What This Calculator Does
This tool tells you how many bags of mulch you need to cover a rectangular garden bed at a chosen depth. Spreading mulch by guesswork usually leads to either too few bags (and a return trip to the store) or a stack of leftovers. By entering your bed's dimensions and the size of the bags you're buying, you get an exact, rounded-up bag count plus the total volume of mulch in cubic feet.
How to Use It
Measure the length and width of your bed in feet. Decide how deep you want the mulch — 2 to 3 inches is typical for most ornamental beds, while 3 to 4 inches helps suppress weeds.
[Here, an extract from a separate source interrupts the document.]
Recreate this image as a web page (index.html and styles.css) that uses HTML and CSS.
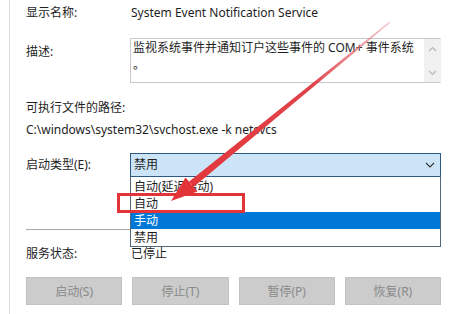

Enter the bag size printed on the product, commonly 2 cubic feet in the US. The calculator converts your inches of depth into feet, multiplies out the volume, and divides by the bag size, rounding up to the next whole bag.
The Formula Explained
The volume of mulch needed is length \(\times\) width \(\times\) depth. Because depth is entered in inches but length and width are in feet, the depth is divided by 12 to convert it to feet. That volume (in cubic feet) is then divided by the bag size and rounded up, since you can't buy a fraction of a bag: $$\text{Bags} = \left\lceil \dfrac{\text{Length (ft)} \times \text{Width (ft)} \times \dfrac{\text{Depth (in)}}{12}}{\text{Bag Size (ft}^3)} \right\rceil$$
Worked Example
Suppose your bed is 10 ft long, 4 ft wide, and you want 3 inches of mulch using 2 cu ft bags. Depth in feet is \(3/12 = 0.25\) ft. Volume = \(10 \times 4 \times 0.25 = 10\) cubic feet. Bags = \(10 / 2 = 5\) exactly, so you need 5 bags.
FAQ
How deep should mulch be? Two to three inches is standard; deeper than four inches can suffocate plant roots.
My bag is in liters or cubic yards — what now? Convert to cubic feet first: 1 cubic yard = 27 cubic feet, and 1 cubic foot ≈ 28.3 liters.
Should I round up? Yes — the calculator always rounds up so you have full coverage, with a little extra for settling and uneven spots.